PS2: The function takes about ~30 minutes to complete, so if a second instance tries to run the same function I would like to display a nice message that it can't be performed right now because computer 'X' is already running that function.
PS3: The function has to be processed on the client machine, so I can't use stored procedures.
I think you're looking for a database transaction. A transaction will isolate your changes from all other clients.
Update:
You mentioned that the function doesn't currently write to the database. If you want to mutex this function, there will have to be some central location to store the current mutex holder. The database can work for this -- just add a new table that includes the computername of the current holder. Check that table before starting your function.
I think your question may be confusion though. Mutexes should be about protecting resources. If your function is not accessing the database, then what shared resource are you protecting?
put the code inside a transaction either - in the app, or better -inside a stored procedure, and call the stored procedure.
the transaction mechanism will isolate the code between the callers.
Conversely consider a message queue. As mentioned, the DB should manage all of this for you either in transactions or serial access to tables (ala MyISAM).
In the past I have done the following:
Create a table that basically has two fields, function_name and is_running
I don't know what RDBMS you are using, but most have a way to lock individual records for update.
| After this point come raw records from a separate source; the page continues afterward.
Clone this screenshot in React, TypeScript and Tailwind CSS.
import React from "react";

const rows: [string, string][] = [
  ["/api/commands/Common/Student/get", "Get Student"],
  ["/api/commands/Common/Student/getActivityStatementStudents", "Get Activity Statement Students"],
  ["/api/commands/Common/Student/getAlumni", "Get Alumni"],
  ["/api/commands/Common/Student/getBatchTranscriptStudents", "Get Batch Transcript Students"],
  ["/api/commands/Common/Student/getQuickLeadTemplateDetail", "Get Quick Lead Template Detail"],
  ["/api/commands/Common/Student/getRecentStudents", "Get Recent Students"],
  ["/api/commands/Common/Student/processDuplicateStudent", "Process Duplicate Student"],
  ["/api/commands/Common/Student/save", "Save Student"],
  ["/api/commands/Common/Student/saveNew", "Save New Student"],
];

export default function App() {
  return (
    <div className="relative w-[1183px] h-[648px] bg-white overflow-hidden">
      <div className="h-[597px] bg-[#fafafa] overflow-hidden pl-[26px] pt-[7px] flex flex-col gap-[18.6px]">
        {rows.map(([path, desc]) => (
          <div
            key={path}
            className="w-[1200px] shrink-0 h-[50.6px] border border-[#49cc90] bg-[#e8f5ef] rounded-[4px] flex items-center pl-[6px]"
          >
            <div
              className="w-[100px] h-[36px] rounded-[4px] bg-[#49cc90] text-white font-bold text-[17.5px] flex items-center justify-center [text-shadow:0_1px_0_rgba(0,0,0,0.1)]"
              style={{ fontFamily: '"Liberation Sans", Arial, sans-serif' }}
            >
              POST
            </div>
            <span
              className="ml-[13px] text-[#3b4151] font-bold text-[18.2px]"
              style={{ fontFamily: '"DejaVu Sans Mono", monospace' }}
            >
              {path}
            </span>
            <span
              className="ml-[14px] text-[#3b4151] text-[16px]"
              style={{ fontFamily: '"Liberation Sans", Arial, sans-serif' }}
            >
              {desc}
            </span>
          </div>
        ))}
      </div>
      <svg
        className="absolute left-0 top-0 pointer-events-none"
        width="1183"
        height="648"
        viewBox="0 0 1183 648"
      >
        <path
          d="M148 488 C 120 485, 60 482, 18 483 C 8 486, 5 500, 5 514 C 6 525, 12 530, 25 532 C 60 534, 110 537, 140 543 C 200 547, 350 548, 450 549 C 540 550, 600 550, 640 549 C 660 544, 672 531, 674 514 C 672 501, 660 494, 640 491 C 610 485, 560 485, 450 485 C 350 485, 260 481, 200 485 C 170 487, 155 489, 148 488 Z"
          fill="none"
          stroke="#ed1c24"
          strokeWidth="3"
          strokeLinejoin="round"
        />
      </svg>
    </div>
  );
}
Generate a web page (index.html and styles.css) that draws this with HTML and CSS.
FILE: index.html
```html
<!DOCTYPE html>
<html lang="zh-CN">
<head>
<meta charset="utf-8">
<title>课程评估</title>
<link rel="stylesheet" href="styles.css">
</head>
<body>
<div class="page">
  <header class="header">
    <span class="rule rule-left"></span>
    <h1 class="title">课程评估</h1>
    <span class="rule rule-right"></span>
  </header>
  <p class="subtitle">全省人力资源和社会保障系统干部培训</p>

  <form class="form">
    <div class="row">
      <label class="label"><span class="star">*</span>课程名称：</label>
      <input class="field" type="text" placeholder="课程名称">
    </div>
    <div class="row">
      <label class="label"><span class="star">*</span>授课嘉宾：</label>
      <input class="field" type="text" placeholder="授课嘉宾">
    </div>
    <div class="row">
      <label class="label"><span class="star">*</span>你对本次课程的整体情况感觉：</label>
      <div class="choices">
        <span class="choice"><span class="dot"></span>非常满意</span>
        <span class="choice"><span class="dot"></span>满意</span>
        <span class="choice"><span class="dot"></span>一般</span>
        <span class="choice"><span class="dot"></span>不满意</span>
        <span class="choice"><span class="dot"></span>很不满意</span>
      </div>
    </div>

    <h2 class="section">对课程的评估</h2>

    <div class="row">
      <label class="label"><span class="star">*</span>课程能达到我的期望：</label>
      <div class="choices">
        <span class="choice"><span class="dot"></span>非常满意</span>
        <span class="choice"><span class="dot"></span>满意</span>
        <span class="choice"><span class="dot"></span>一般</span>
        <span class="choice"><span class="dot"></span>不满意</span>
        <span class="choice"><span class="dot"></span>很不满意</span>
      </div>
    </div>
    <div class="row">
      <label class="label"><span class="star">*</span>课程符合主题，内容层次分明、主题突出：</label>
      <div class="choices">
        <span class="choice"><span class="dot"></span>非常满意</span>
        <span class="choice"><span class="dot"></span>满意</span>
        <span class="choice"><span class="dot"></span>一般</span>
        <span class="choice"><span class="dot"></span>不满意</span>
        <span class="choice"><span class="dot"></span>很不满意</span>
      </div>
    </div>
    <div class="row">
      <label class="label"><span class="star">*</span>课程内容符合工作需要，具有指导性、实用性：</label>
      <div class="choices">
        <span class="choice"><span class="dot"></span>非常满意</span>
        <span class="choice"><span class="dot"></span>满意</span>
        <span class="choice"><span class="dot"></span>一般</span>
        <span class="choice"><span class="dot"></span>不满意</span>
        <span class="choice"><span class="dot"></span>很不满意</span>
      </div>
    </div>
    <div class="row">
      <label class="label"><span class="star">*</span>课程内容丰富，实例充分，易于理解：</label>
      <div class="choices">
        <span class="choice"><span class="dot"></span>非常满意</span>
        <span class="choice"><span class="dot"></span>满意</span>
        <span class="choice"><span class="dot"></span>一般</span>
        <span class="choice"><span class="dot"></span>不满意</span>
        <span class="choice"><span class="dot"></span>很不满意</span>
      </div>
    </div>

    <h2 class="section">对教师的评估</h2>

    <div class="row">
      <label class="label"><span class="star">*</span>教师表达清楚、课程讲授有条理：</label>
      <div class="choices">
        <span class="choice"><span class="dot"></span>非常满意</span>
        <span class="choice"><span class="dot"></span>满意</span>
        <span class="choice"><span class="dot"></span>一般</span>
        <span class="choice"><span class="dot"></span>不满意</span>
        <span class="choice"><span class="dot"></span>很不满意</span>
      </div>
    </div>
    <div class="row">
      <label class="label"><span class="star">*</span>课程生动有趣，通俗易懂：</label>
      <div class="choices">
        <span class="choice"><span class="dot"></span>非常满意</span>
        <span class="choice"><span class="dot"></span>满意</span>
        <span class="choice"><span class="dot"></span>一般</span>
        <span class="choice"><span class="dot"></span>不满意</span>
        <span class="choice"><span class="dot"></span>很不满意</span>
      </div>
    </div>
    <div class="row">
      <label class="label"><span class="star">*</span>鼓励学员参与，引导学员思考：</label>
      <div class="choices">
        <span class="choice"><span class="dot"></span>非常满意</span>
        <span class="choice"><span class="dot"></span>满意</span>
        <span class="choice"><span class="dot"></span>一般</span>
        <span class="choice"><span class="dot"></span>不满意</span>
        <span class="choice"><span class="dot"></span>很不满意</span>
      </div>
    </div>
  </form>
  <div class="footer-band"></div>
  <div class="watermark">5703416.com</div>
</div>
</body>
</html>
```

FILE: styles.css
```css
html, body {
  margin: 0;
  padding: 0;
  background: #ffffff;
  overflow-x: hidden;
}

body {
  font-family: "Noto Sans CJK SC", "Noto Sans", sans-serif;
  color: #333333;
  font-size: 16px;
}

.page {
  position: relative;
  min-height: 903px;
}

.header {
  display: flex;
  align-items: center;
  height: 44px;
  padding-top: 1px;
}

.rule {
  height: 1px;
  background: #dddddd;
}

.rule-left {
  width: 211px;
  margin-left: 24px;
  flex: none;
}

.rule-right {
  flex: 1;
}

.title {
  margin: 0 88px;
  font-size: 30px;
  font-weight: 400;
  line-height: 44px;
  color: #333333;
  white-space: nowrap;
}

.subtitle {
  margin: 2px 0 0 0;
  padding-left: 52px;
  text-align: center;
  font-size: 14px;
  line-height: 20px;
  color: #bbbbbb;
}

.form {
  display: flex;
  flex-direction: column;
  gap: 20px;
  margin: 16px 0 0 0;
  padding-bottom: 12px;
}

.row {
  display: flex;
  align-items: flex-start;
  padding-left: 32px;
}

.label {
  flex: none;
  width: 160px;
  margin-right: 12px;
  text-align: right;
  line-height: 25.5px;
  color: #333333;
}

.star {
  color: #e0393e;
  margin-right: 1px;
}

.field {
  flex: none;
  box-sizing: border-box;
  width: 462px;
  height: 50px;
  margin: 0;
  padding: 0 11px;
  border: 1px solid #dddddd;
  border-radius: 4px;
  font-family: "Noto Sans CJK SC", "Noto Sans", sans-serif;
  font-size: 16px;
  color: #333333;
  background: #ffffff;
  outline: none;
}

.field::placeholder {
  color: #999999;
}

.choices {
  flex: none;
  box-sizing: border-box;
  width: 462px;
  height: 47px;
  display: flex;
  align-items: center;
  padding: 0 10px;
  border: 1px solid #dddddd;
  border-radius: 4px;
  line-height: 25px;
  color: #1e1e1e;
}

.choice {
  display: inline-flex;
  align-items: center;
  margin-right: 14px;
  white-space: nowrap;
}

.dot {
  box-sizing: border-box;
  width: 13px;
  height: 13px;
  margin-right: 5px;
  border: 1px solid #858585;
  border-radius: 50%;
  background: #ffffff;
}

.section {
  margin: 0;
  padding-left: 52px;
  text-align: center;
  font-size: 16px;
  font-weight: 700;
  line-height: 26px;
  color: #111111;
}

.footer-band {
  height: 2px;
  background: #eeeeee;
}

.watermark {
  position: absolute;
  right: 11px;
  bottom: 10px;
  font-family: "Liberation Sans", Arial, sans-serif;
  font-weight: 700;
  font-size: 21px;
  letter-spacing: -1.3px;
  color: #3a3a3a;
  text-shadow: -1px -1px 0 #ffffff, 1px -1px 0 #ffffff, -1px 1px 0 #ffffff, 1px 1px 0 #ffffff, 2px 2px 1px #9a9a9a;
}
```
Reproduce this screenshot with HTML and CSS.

Here is some pseduocode based on Oracle:
BEGIN TRANS
SELECT FOR UPDATE is_running FROM function_table WHERE function_name='foo';
-- Check here to see if it is running, if not, you can set running to 'true'
UPDATE function_table set is_running='Y' where function_name='foo';
COMMIT TRANS
Now I don't have the Oracle PSQL docs with me, but you get the idea. The 'FOR UPDATE' clause locks there record after the read until the commit, so other processes will block on that SELECT statement until the current process commits.
You can use Terracotta to implement such functionality, if you've got a Java stack.
Even if your function does not currently use the database, you could still solve the problem with a specific table for the purpose of synchronizing this function. The specifics would depend on your DB and how it handles isolation levels and locking. For example, with SQL Server you would set the transaction isolation to repeatable read, read a value from your locking row and update it inside a transaction. Don't commit the transaction until your function is done. You can also use explicit table locks in a transaction on most databases which might be simpler. This is probably the simplest solution given you are already using a database.
If you do not want to rely on the database for whatever reason you could write a simple service that would accept TCP connections from your client. Each client would request permission to run and would return a response when done. The server would be able to ensure only one client gets permission to run at a time. Dead clients would eventually drop the TCP connection and be detected as long as you have the correct keep alive setting.
The message queue solution suggested by Xepoch would also work. You could use something like MSMQ or Java Message Queue and have a single message that would act as a run token. All your clients would request the message and then repost it when done. You risk a deadlock if a client dies before reposting so you would need to devise some logic to detect this and it might get complicated.